Research on the transmission of support in ethnic minority families has focused on varying issues depending on the ethnic group(s) under study. For example, many studies on African- and Hispanic-American intergenerational relations in later life families have examined social support according to such demographic indicators as socioeconomic status (Mindel et al. 1988; Moynihan 1965; Mutran 1986). This focus has excluded the exploration of key intergenerational issues, such as the impact of changing value systems on supportive attitudes and behaviors in adult children. A growing body of comparative research on later life support in Asian-Canadian families is promising in that it acknowledges intergenerational differences in the intergenerational transmission of, and adherence to, values such as filial obligation (Sugiman and Nishio 1983; Ujimoto 1987).

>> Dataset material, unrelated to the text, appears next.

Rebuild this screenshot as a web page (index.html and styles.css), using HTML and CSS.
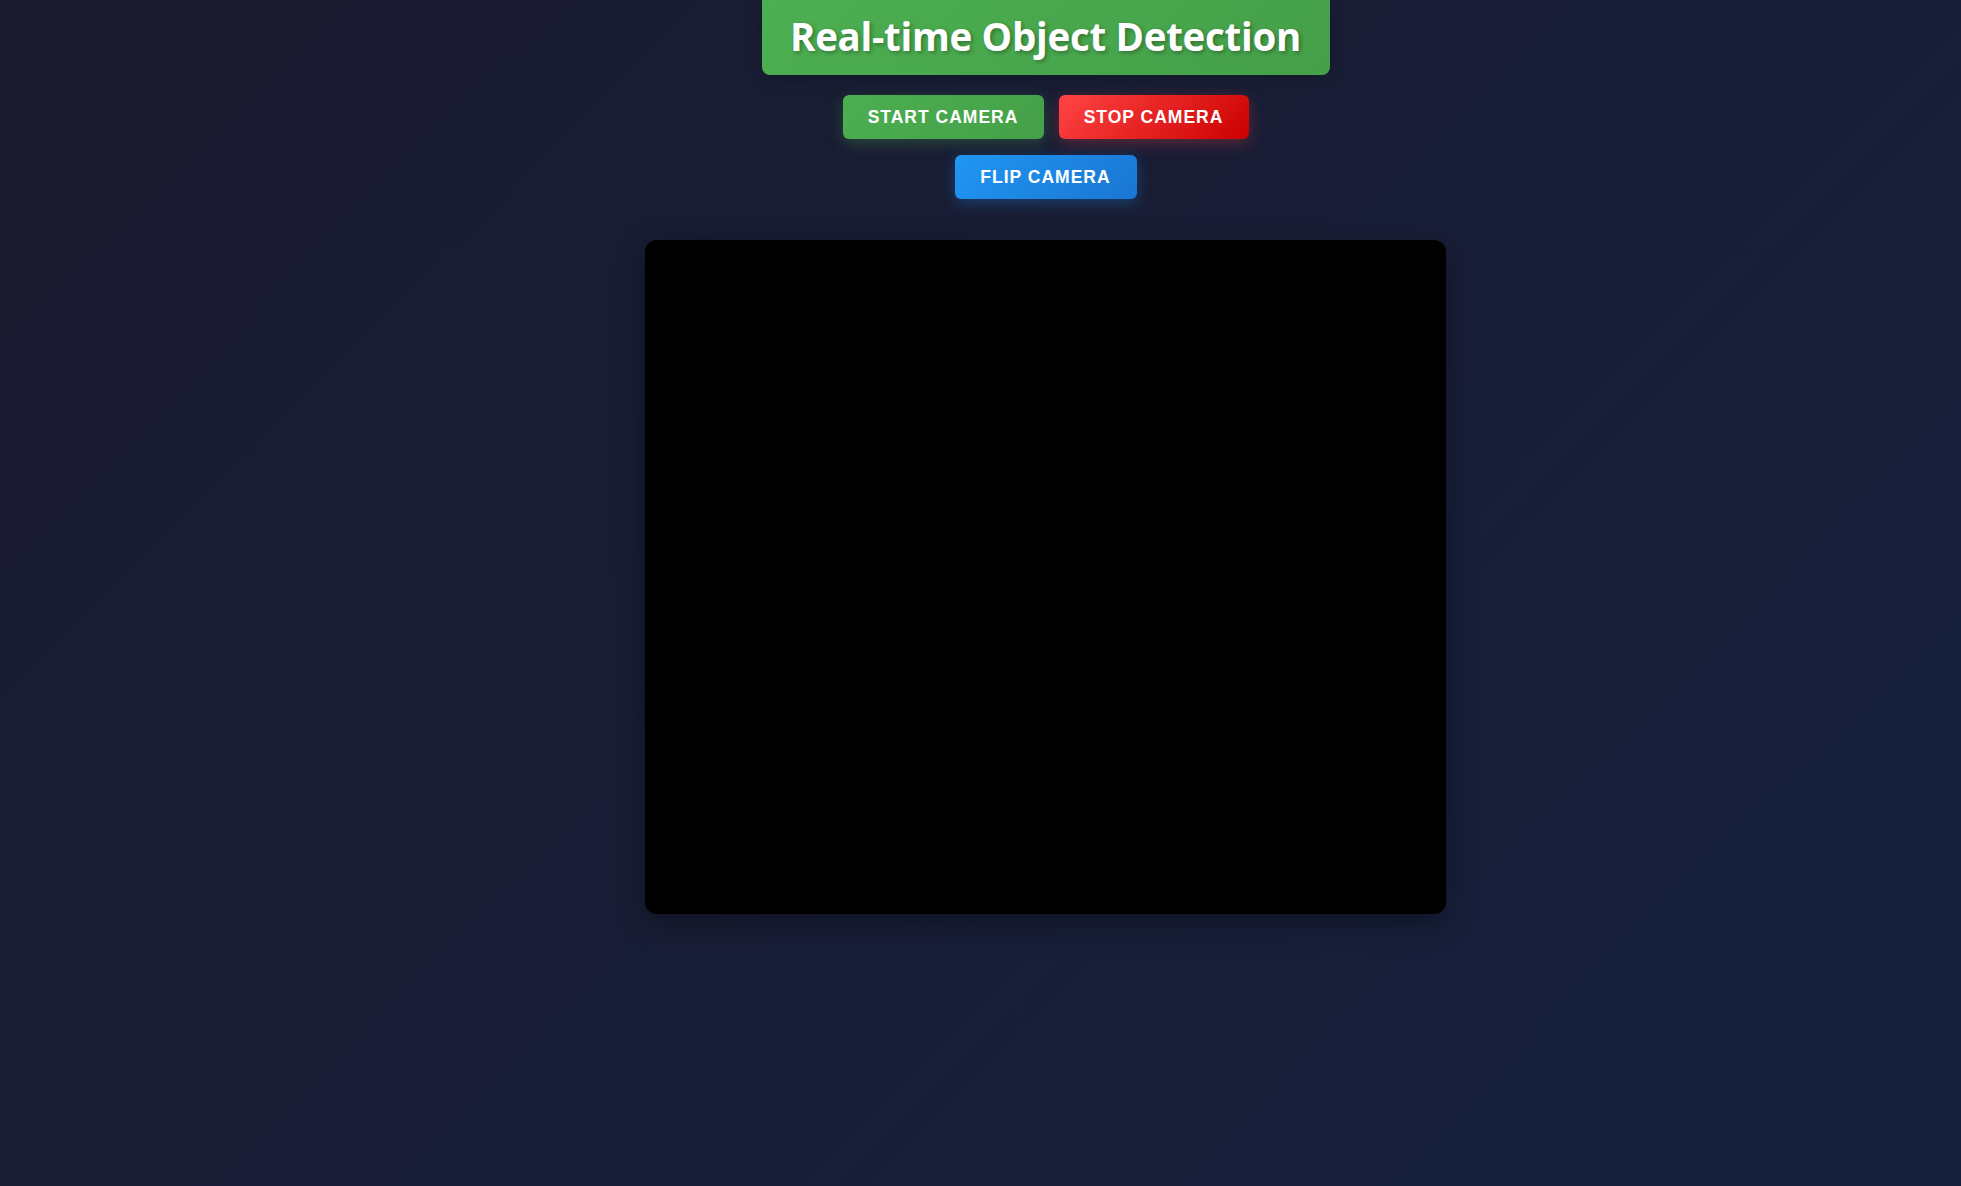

Most of the support literature on the later life family focuses on the one-way flow of support from adult children to older parents, neglecting issues around the intergenerational transmission of support that parents provide to children (Connidis et al. 1996; Ishii-Kuntz 1997; Kahn and Antonucci 1981). In an attempt to address this imbalance, Teresa Cooney and Peter Uhlenberg (1992) examined the changes in three types of parent-to-child support (emotional, financial, and service) that occur as parents and adult children age over the life course. They report a decline in transmission of support from parents to children after children reached the age of thirty, but that the pattern of decline varied according to the type of support. In addition, they stated that while parents, "may not assume active, regular supportive roles in their children's lives, they are widely viewed by their children as valued and dependable sources of support should a need for help arise" (Cooney and Uhlenberg 1992, p. 82). This view holds true for adult children across the life course, and reflects a difference between actual versus potential or latent intergenerational transmission of support.